Sorry for the slow response.
Thank you for the incredibly detailed feedback and the suggestions.

Your proposal to avoid mm_users and synchronize via mmap_lock is an elegant
conceptual cleanup. However, from the perspective of userspace OOM recovery,
we hit two critical roadblocks that this alone cannot resolve:

First, the -ESRCH race remains unsolved.
Even if we don't grab mm_users, the victim process still clears its task->mm
to NULL early in exit_mm().
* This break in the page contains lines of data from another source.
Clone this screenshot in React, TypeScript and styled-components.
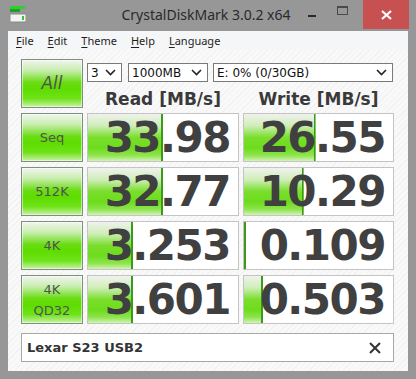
import React from 'react'
import styled, { createGlobalStyle } from 'styled-components'

const GlobalStyle = createGlobalStyle`
  html, body {
    margin: 0;
    padding: 0;
    width: 416px;
    height: 379px;
    overflow: hidden;
  }
`

interface Result {
  label: string
  multi?: boolean
  read: string
  readPct: number
  write: string
  writePct: number
}

const results: Result[] = [
  { label: 'Seq', read: '33.98', readPct: 50, write: '26.55', writePct: 48 },
  { label: '512K', read: '32.77', readPct: 50, write: '10.29', writePct: 40 },
  { label: '4K', read: '3.253', readPct: 30, write: '0.109', writePct: 1.4 },
  { label: '4K\nQD32', multi: true, read: '3.601', readPct: 30, write: '0.503', writePct: 13 },
]

const menus = ['File', 'Edit', 'Theme', 'Help', 'Language']

const Chevron = () => (
  <svg width='11' height='7' viewBox='0 0 11 7'>
    <polyline points='1,1 5.5,5.5 10,1' fill='none' stroke='#222' strokeWidth='1.6' />
  </svg>
)

const App = () => {
  return (
    <Window>
      <GlobalStyle />
      <TitleBar>
        <AppIcon>
          <svg width='16' height='17' viewBox='0 0 16 17'>
            <rect x='0' y='0' width='15' height='3' fill='#2fcf2f' />
            <rect x='0' y='3' width='10' height='3' fill='#1f9f2a' />
            <rect x='0' y='8' width='16' height='8' rx='1' fill='#f4f4f4' stroke='#8a8a8a' />
            <rect x='12' y='10' width='2' height='4' fill='#33c633' />
          </svg>
        </AppIcon>
        <Title>CrystalDiskMark 3.0.2 x64</Title>
        <Controls>
          <CtrlButton>
            <Minimize />
          </CtrlButton>
          <CtrlButton>
            <Maximize />
          </CtrlButton>
          <CloseButton>
            <svg width='11' height='10' viewBox='0 0 11 10'>
              <path d='M1 1 L10 9 M10 1 L1 9' stroke='#fff' strokeWidth='2.2' />
            </svg>
          </CloseButton>
        </Controls>
      </TitleBar>
      <Client>
        <MenuBar>
          {menus.map((m) => (
            <MenuItem key={m}>
              <u>{m[0]}</u>
              {m.slice(1)}
            </MenuItem>
          ))}
        </MenuBar>
        <Panel>
          <Grid>
            <TestButton $big>All</TestButton>
            <TopArea>
              <Selects>
                <Combo $width={35}>
                  <span>3</span>
                  <Chevron />
                </Combo>
                <Combo $width={80}>
                  <span>1000MB</span>
                  <Chevron />
                </Combo>
                <Combo $width={180}>
                  <span>E: 0% (0/30GB)</span>
                  <Chevron />
                </Combo>
              </Selects>
              <Headers>
                <Header>Read [MB/s]</Header>
                <Header>Write [MB/s]</Header>
              </Headers>
            </TopArea>
            {results.map((r) => (
              <React.Fragment key={r.label}>
                <TestButton $multi={r.multi}>{r.label}</TestButton>
                <Value style={{ backgroundSize: `${r.readPct}% 100%` }}>{r.read}</Value>
                <Value style={{ backgroundSize: `${r.writePct}% 100%` }}>{r.write}</Value>
              </React.Fragment>
            ))}
          </Grid>
          <Footer>
            <Comment>Lexar S23 USB2</Comment>
            <svg width='12' height='12' viewBox='0 0 12 12'>
              <path d='M1 1 L11 11 M11 1 L1 11' stroke='#333' strokeWidth='2' />
            </svg>
          </Footer>
        </Panel>
      </Client>
    </Window>
  )
}

export default App

const Window = styled.div`
    width: 416px;
    height: 379px;
    background: #979797;
    display: flex;
    flex-direction: column;
    box-sizing: border-box;
    font-family: 'DejaVu Sans', Verdana, sans-serif;
`

const TitleBar = styled.div`
    height: 31px;
    display: flex;
    align-items: flex-start;
`

const AppIcon = styled.div`
    margin: 6px 0 0 10px;
    width: 16px;
    height: 17px;
`

const Title = styled.div`
    flex: 1;
    text-align: center;
    font-family: 'Noto Sans', 'Open Sans', sans-serif;
    font-size: 14px;
    line-height: 29px;
    color: #2a2a2a;
    padding-left: 86px;
`

const Controls = styled.div`
    display: flex;
    margin-right: 7px;
`

const CtrlButton = styled.div`
    width: 26px;
    height: 20px;
    display: flex;
    align-items: center;
    justify-content: center;
    margin-top: 2px;
`

const Minimize = styled.div`
    width: 8px;
    height: 2px;
    background: #2a2a2a;
    margin-top: 7px;
    margin-right: 2px;
`

const Maximize = styled.div`
    width: 9px;
    height: 6px;
    border: 1px solid #4a4a4a;
    border-top-width: 2px;
    margin-top: -3px;
    margin-left: 6px;
`

const CloseButton = styled.div`
    width: 46px;
    height: 29px;
    margin-left: 11px;
    background: #c75050;
    display: flex;
    align-items: center;
    justify-content: center;
`

const Client = styled.div`
    flex: 1;
    margin: 0 8px 8px 8px;
    display: flex;
    flex-direction: column;
`

const MenuBar = styled.div`
    height: 19px;
    background: #f5f6f7;
    display: flex;
    align-items: center;
    padding-left: 1px;
    font-family: 'Noto Sans', 'Open Sans', sans-serif;
    font-size: 11px;
    color: #1e1e1e;
`

const MenuItem = styled.div`
    padding: 0 7px;
    u {
        text-decoration-thickness: 1px;
        text-underline-offset: 2px;
    }
`

const Panel = styled.div`
    flex: 1;
    padding: 9px 14px 0 13px;
    background: repeating-linear-gradient(135deg, #f9f9f9 0px, #f9f9f9 3px, #f2f2f2 3px, #f2f2f2 4px);
    display: flex;
    flex-direction: column;
`

const Grid = styled.div`
    display: grid;
    grid-template-columns: 62px 152px 151px;
    grid-auto-rows: 49px;
    column-gap: 4px;
    row-gap: 5px;
`

const TestButton = styled.div<{ $big?: boolean; $multi?: boolean }>`
    box-sizing: border-box;
    border: 1px solid #7d8f7d;
    background: linear-gradient(to bottom, #f2f4f0 0%, #c9eeb0 22%, #69dc12 48%, #5edd00 62%, #6fe219 82%, #c9f2a8 100%);
    box-shadow: inset 0 0 0 1px rgba(255, 255, 255, 0.5);
    display: flex;
    align-items: center;
    justify-content: center;
    text-align: center;
    white-space: pre-line;
    color: #525252;
    font-family: 'DejaVu Sans', sans-serif;
    font-size: ${(p) => (p.$big ? '17px' : '13px')};
    line-height: ${(p) => (p.$multi ? '21px' : '1')};
    font-style: ${(p) => (p.$big ? 'italic' : 'normal')};
`

const TopArea = styled.div`
    grid-column: 2 / 4;
    display: flex;
    flex-direction: column;
`

const Selects = styled.div`
    display: flex;
    margin-top: 4px;
    gap: 6px;
`

const Combo = styled.div<{ $width: number }>`
    box-sizing: border-box;
    width: ${(p) => p.$width}px;
    height: 19px;
    border: 1px solid #7a7a7a;
    background: #fff;
    display: flex;
    align-items: center;
    justify-content: space-between;
    padding: 0 5px 0 3px;
    font-size: 12px;
    color: #111;
    margin-left: ${(p) => (p.$width === 180 ? '-1px' : '0')};
`

const Headers = styled.div`
    display: grid;
    grid-template-columns: 152px 151px;
    column-gap: 4px;
    margin-top: 7px;
`

const Header = styled.div`
    text-align: center;
    font-weight: bold;
    font-size: 17px;
    color: #3a3a3a;
    line-height: 20px;
`

const Value = styled.div`
    box-sizing: border-box;
    border: 1px solid #c4c4c4;
    background-color: #fff;
    background-image:
        linear-gradient(to right, transparent calc(100% - 2px), #3b9a1a calc(100% - 2px)),
        linear-gradient(to bottom, #f0f2ee 0%, #cfeeb8 25%, #7ade2c 50%, #6ddc1c 72%, #8ee44e 88%, #d2f4b4 100%);
    background-repeat: no-repeat;
    background-position: left top;
    text-align: right;
    padding-right: 8px;
    font-weight: bold;
    font-size: 42px;
    letter-spacing: -1.5px;
    line-height: 47px;
    color: #404040;
`

const Footer = styled.div`
    box-sizing: border-box;
    margin-top: 9px;
    height: 29px;
    border: 1px solid #a8a8a8;
    background: #fff;
    display: flex;
    align-items: center;
    justify-content: space-between;
    padding: 0 12px 0 5px;
`

const Comment = styled.div`
    font-weight: bold;
    font-size: 13px;
    color: #333;
`
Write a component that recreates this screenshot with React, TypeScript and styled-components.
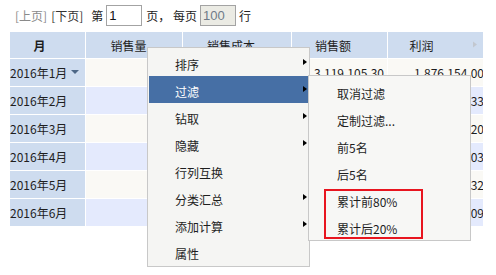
import React from "react";
import styled, { createGlobalStyle } from "styled-components";

const GlobalStyle = createGlobalStyle`
  html, body {
    margin: 0;
    padding: 0;
    background: #ffffff;
  }
  body {
    font-family: "Noto Sans CJK SC", "Liberation Sans", sans-serif;
    font-size: 12px;
    color: #222222;
  }
  * { box-sizing: border-box; }
`;

const Page = styled.div`
  position: relative;
  width: 496px;
  height: 275px;
  overflow: hidden;
`;

const Toolbar = styled.div`
  display: flex;
  align-items: center;
  height: 21px;
  margin-top: 5px;
  padding-left: 15px;
  line-height: 21px;
  white-space: pre;
`;

const PagerLink = styled.span<{ $disabled?: boolean; $gap: number }>`
  color: ${(p) => (p.$disabled ? "#8a8a8a" : "#333333")};
  margin-right: ${(p) => p.$gap}px;
  cursor: ${(p) => (p.$disabled ? "default" : "pointer")};
`;

const Label = styled.span<{ $gap: number }>`
  margin-right: ${(p) => p.$gap}px;
  color: #222222;
`;

const PageInput = styled.input<{ $gap: number }>`
  width: 36px;
  height: 21px;
  margin: 0 ${(p) => p.$gap}px 0 0;
  padding: 0 2px;
  border: 1px solid #a3a3a3;
  font-family: "Liberation Sans", sans-serif;
  font-size: 13px;
  color: #111111;
  background: #ffffff;
  outline: none;
  &:disabled {
    background: #ebebe4;
    color: #6f7b88;
  }
`;

const TableViewport = styled.div`
  margin: 6px 0 0 10px;
  width: 473px;
  overflow: hidden;
`;

const Grid = styled.div`
  display: grid;
  grid-template-columns: 75px 96px 108px 95px 99px;
  grid-template-rows: 26px repeat(6, 27px);
  gap: 1px;
  width: max-content;
  background: #ffffff;
`;

const HeaderCell = styled.div<{ $pad: number; $bold?: boolean }>`
  position: relative;
  display: flex;
  align-items: center;
  justify-content: center;
  padding-right: ${(p) => p.$pad}px;
  background: #cedcef;
  color: #1e1e1e;
  font-weight: ${(p) => (p.$bold ? 700 : 400)};
  white-space: nowrap;
`;

const ScrollArrow = styled.span`
  position: absolute;
  right: 10px;
  top: 50%;
  transform: translateY(-60%);
  width: 0;
  height: 0;
  border-left: 4px solid #c2c7cf;
  border-top: 3px solid transparent;
  border-bottom: 3px solid transparent;
`;

const RowHeaderCell = styled.div`
  display: flex;
  align-items: center;
  background: #cedcef;
  color: #1e1e1e;
  white-space: nowrap;
`;

const DropCaret = styled.span`
  display: inline-block;
  margin-left: 4px;
  margin-top: -2px;
  width: 0;
  height: 0;
  border-top: 4px solid #4d6786;
  border-left: 4px solid transparent;
  border-right: 4px solid transparent;
`;

const DataCell = styled.div<{ $alt: boolean }>`
  display: flex;
  align-items: center;
  justify-content: flex-end;
  padding-right: 3px;
  background: ${(p) => (p.$alt ? "#e4eafd" : "#faf9f5")};
  color: #1e1e1e;
  white-space: nowrap;
`;

const Menu = styled.div`
  position: absolute;
  left: 147px;
  top: 47px;
  width: 163px;
  padding: 1px;
  background: #f5f5f3;
  border: 1px solid #c8c8c8;
  z-index: 2;
`;

const SubMenu = styled.div`
  position: absolute;
  left: 308px;
  top: 75px;
  width: 163px;
  padding: 2px 0 0 0;
  background: #f7f7f5;
  border: 1px solid #c8c8c8;
  z-index: 3;
`;

const MenuItem = styled.div<{ $active?: boolean; $indent: number }>`
  position: relative;
  display: flex;
  align-items: center;
  height: 27px;
  padding: 3px 0 0 ${(p) => p.$indent}px;
  background: ${(p) => (p.$active ? "#466fa5" : "transparent")};
  color: ${(p) => (p.$active ? "#ffffff" : "#1e1e1e")};
  white-space: nowrap;
`;

const SubArrow = styled.span`
  position: absolute;
  right: 1px;
  top: 50%;
  transform: translateY(-65%);
  width: 0;
  height: 0;
  border-left: 4px solid #000000;
  border-top: 3.5px solid transparent;
  border-bottom: 3.5px solid transparent;
`;

const Callout = styled.div`
  position: absolute;
  left: 324px;
  top: 189px;
  width: 99px;
  height: 50px;
  border: 2px solid #e8151f;
  z-index: 4;
  pointer-events: none;
`;

const headers = [
  { label: "月", pad: 16, bold: true },
  { label: "销售量", pad: 11 },
  { label: "销售成本", pad: 12 },
  { label: "销售额", pad: 13 },
];

const rows = [
  { m: "2016年1月", q: "1,245", c: "1,242,951.30", s: "3,119,105.30", p: "1,876,154.00" },
  { m: "2016年2月", q: "1,102", c: "1,015,728.45", s: "2,604,217.78", p: "1,588,489.33" },
  { m: "2016年3月", q: "1,318", c: "1,310,546.80", s: "3,301,872.00", p: "1,991,325.20" },
  { m: "2016年4月", q: "1,276", c: "1,268,410.57", s: "3,198,520.60", p: "1,930,110.03" },
  { m: "2016年5月", q: "1,354", c: "1,342,705.18", s: "3,389,004.50", p: "2,046,299.32" },
  { m: "2016年6月", q: "1,297", c: "1,287,115.91", s: "3,240,716.00", p: "1,953,600.09" },
];

const menuItems = [
  { label: "排序", sub: true },
  { label: "过滤", sub: true, active: true },
  { label: "钻取", sub: true },
  { label: "隐藏", sub: true },
  { label: "行列互换", sub: false },
  { label: "分类汇总", sub: true },
  { label: "添加计算", sub: true },
  { label: "属性", sub: false },
];

const filterItems = ["取消过滤", "定制过滤...", "前5名", "后5名", "累计前80%", "累计后20%"];

export default function App() {
  return (
    <Page>
      <GlobalStyle />
      <Toolbar>
        <PagerLink $disabled $gap={4}>[上页]</PagerLink>
        <PagerLink $gap={8}>[下页]</PagerLink>
        <Label $gap={3}>第</Label>
        <PageInput $gap={4} defaultValue="1" />
        <Label $gap={3}>页， 每页</Label>
        <PageInput $gap={3} defaultValue="100" disabled />
        <Label $gap={0}>行</Label>
      </Toolbar>

      <TableViewport>
        <Grid>
          {headers.map((h) => (
            <HeaderCell key={h.label} $pad={h.pad} $bold={h.bold}>
              {h.label}
            </HeaderCell>
          ))}
          <HeaderCell $pad={32}>
            利润
            <ScrollArrow />
          </HeaderCell>
          {rows.map((r, i) => (
            <React.Fragment key={r.m}>
              <RowHeaderCell>
                {r.m}
                {i === 0 && <DropCaret />}
              </RowHeaderCell>
              <DataCell $alt={i % 2 === 1}>{r.q}</DataCell>
              <DataCell $alt={i % 2 === 1}>{r.c}</DataCell>
              <DataCell $alt={i % 2 === 1}>{r.s}</DataCell>
              <DataCell $alt={i % 2 === 1}>{r.p}</DataCell>
            </React.Fragment>
          ))}
        </Grid>
      </TableViewport>

      <Menu>
        {menuItems.map((m) => (
          <MenuItem key={m.label} $active={m.active} $indent={26}>
            {m.label}
            {m.sub && <SubArrow />}
          </MenuItem>
        ))}
      </Menu>

      <SubMenu>
        {filterItems.map((f) => (
          <MenuItem key={f} $indent={28}>
            {f}
          </MenuItem>
        ))}
      </SubMenu>

      <Callout />
    </Page>
  );
}
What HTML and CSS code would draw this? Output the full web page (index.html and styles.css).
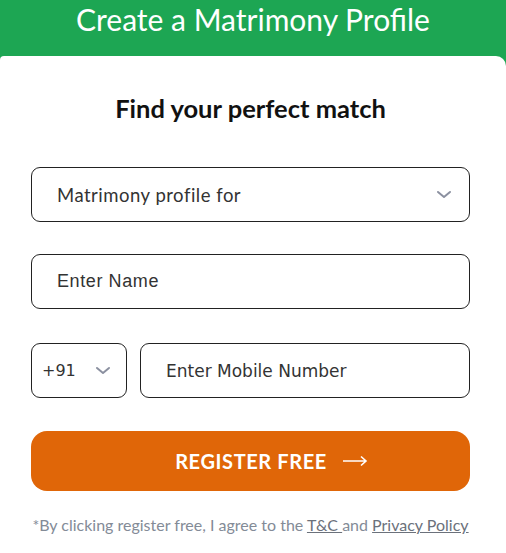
FILE: index.html
```html
<!DOCTYPE html>
<html lang="en">
<head>
    <meta charset="UTF-8">
    <meta name="viewport" content="width=device-width, initial-scale=1.0">
    <title>Create a Matrimony Profile</title>
    <link rel="stylesheet" href="styles.css">
</head>
<body>
    <div class="top_bar">
        Create a Matrimony Profile
    </div>
    <div class="card">
        <h2 class="title">Find your perfect match</h2>
        <form name="form1" method="get" action="">
            <div class="field select_box">
                <span>Matrimony profile for</span>
                <svg class="chev" width="16" height="10" viewBox="0 0 16 10"><path d="M2 2 L8 7 L14 2" fill="none" stroke="#8b90a0" stroke-width="2" stroke-linecap="round" stroke-linejoin="round"/></svg>
            </div>
            <div class="field name_box">
                <span>Enter Name</span>
            </div>
            <div class="phone_row">
                <div class="field code_box">
                    <span>+91</span>
                    <svg class="chev" width="16" height="10" viewBox="0 0 16 10"><path d="M2 2 L8 7 L14 2" fill="none" stroke="#8b90a0" stroke-width="2" stroke-linecap="round" stroke-linejoin="round"/></svg>
                </div>
                <div class="field mobile_box">
                    <span>Enter Mobile Number</span>
                </div>
            </div>
            <button type="button" class="btn_register">
                REGISTER FREE
                <svg width="26" height="12" viewBox="0 0 26 12"><path d="M1 6 H24 M19 1.5 L24 6 L19 10.5" fill="none" stroke="#fff" stroke-width="1.6"/></svg>
            </button>
        </form>
        <p class="terms">*By clicking register free, I agree to the <a href="#">T&amp;C </a>and <a href="#">Privacy Policy</a></p>
    </div>
</body>
</html>
```

FILE: styles.css
```css
body
{
    margin: 0;
    background-color: #1da653;
    font-family: Lato, "Liberation Sans", sans-serif;
    overflow: hidden;
}
.top_bar
{
    height: 56px;
    box-sizing: border-box;
    padding-top: 1px;
    color: white;
    font-size: 30px;
    line-height: 36px;
    text-align: center;
}
.card
{
    background-color: white;
    border-radius: 4px 10px 0 0;
    height: 497px;
    padding: 37px 36px 0 31px;
    box-sizing: border-box;
}
.title
{
    margin: 0 0 44px 0;
    font-size: 25.5px;
    font-weight: bold;
    line-height: 30px;
    text-align: center;
    color: #111;
}
.field
{
    border: 1px solid #222;
    border-radius: 9px;
    height: 55px;
    box-sizing: border-box;
    display: flex;
    align-items: center;
    color: #333;
    font-size: 16px;
}
.select_box
{
    padding: 0 17px 0 25px;
    justify-content: space-between;
    margin-bottom: 32px;
    font-size: 18.5px;
    letter-spacing: 0.5px;
}
.name_box
{
    padding-left: 25px;
    font-family: "Liberation Sans", Arial, sans-serif;
    font-size: 18px;
    letter-spacing: 0.6px;
    margin-bottom: 34px;
}
.phone_row
{
    display: flex;
    gap: 13px;
    margin-bottom: 33px;
}
.code_box
{
    width: 96px;
    padding: 0 15px 0 10px;
    justify-content: space-between;
    font-family: Tahoma, "DejaVu Sans", sans-serif;
    font-size: 16px;
}
.mobile_box
{
    flex: 1;
    padding-left: 25px;
    font-family: "DejaVu Sans", Verdana, sans-serif;
    font-size: 17px;
}
.btn_register
{
    width: 100%;
    height: 60px;
    border: none;
    border-radius: 16px;
    background-color: #e06608;
    color: white;
    font-family: Lato, sans-serif;
    font-size: 20px;
    font-weight: bold;
    letter-spacing: 0.6px;
    display: flex;
    align-items: center;
    justify-content: center;
    gap: 15px;
    padding-left: 48px;
}
.terms
{
    margin: 24px 0 0 0;
    font-size: 16px;
    color: #838b97;
    text-align: center;
    white-space: nowrap;
}
.terms a
{
    color: #6b717b;
}
```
Here is the timing mismatch:

CPU A (Userspace OOM Killer)      CPU B (Victim Task)
----------------------------      -------------------
1. Sends SIGKILL
2. Victim receives SIGKILL
                                  do_exit()
                                    exit_mm()
                                      task->mm = NULL  <==== (Stops pinning mm)
                                      mmput()
3. Calls process_mrelease()
   (Looks up task->mm)
   (Sees NULL)
   Returns -ESRCH! <======================================== (Reaping fails!)

Without Jann's patch to preserve the mm pointer via task->exit_mm, the
userspace killer won't even have a chance to attempt reaping.

Second, the latency bottleneck transfers from mmput() to mmap_lock.
If a low-priority procfs reader is preempted or stalled while holding the
mmap_read_lock, the exiting process calling exit_mmap() will block indefinitely
when trying to acquire the mmap_write_lock.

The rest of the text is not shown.